Retpoline cost	∝ indirect-branch density; eIBRS cheaper on modern CPUs.
SSBD	Enable for untrusted-code processes (browsers/JITs), not trusted batch.
SMT off	Strongest MDS/L1TF cut; biggest capacity cost; decide by trust boundary.
CT sins	Secret-dependent branch / address / variable-latency op.
CT techniques	Masking, cswap, full-table scan, blinding, hardware crypto, DIT/DOIT.
Verify	ctgrind (find), dudect (CI gate), ct-verif (prove crown jewels).
Golden rule	Trust the verified binary, not the source; the compiler is adversarial to CT.
Policy	Mitigate by threat boundary + asset value; document residual risk; revisit.

Summary¶

At scale, side-channel defense is an optimization problem, not a checklist. Mitigations cost real performance — KPTI taxes syscalls (cut by PCID), retpoline taxes indirect branches (cut by eIBRS), SSBD costs per-process, and disabling SMT to fully close MDS/L1TF can cost a large slice of fleet capacity. The professional discipline is to set mitigation policy from an explicit threat model — who runs code on this hardware, what boundary protects the secret, how valuable the asset is — producing a tiered policy that spends performance only where risk justifies it, with every skipped or accepted trade-off written into a re-visitable residual-risk register. Over-mitigation is a genuine, expensive failure mode.

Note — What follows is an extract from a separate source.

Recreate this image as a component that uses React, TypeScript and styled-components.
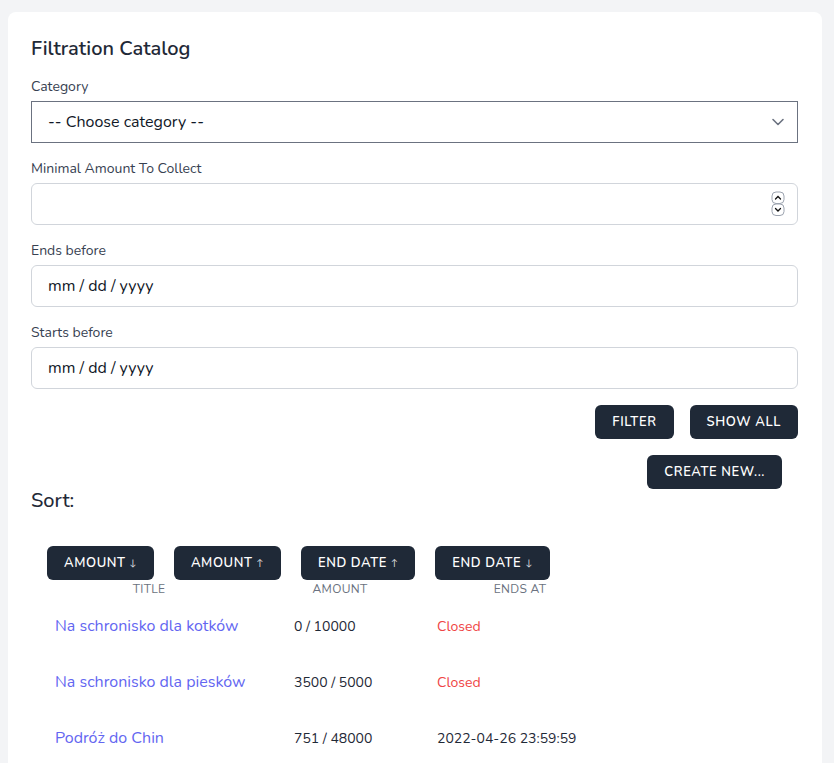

The one channel that is fully yours is constant-time programming: no secret-dependent branches, addresses, or variable-latency operations. The techniques are branchless selection (masking), conditional swap, full-table scans or hardware crypto instead of secret-indexed tables, and blinding for variable-latency big-integer math. But you cannot eyeball constant-timeness — the compiler will undo it — so you must verify at the binary level: ctgrind (taint-based, finds leaks during development), dudect (statistical timing test, a CI regression gate on the real CPU), and ct-verif / Binsec/Rel (formal proof for the crown-jewel primitives). The mature posture is defense in depth — current microcode/kernel/compiler, isolation of untrusted code, verified constant-time code, and active CVE governance — combined with an honest, documented statement of residual risk that you revisit as hardware and attacks evolve. Security at this level is the quality of your trade-offs and the rigor of your verification, not the absence of risk.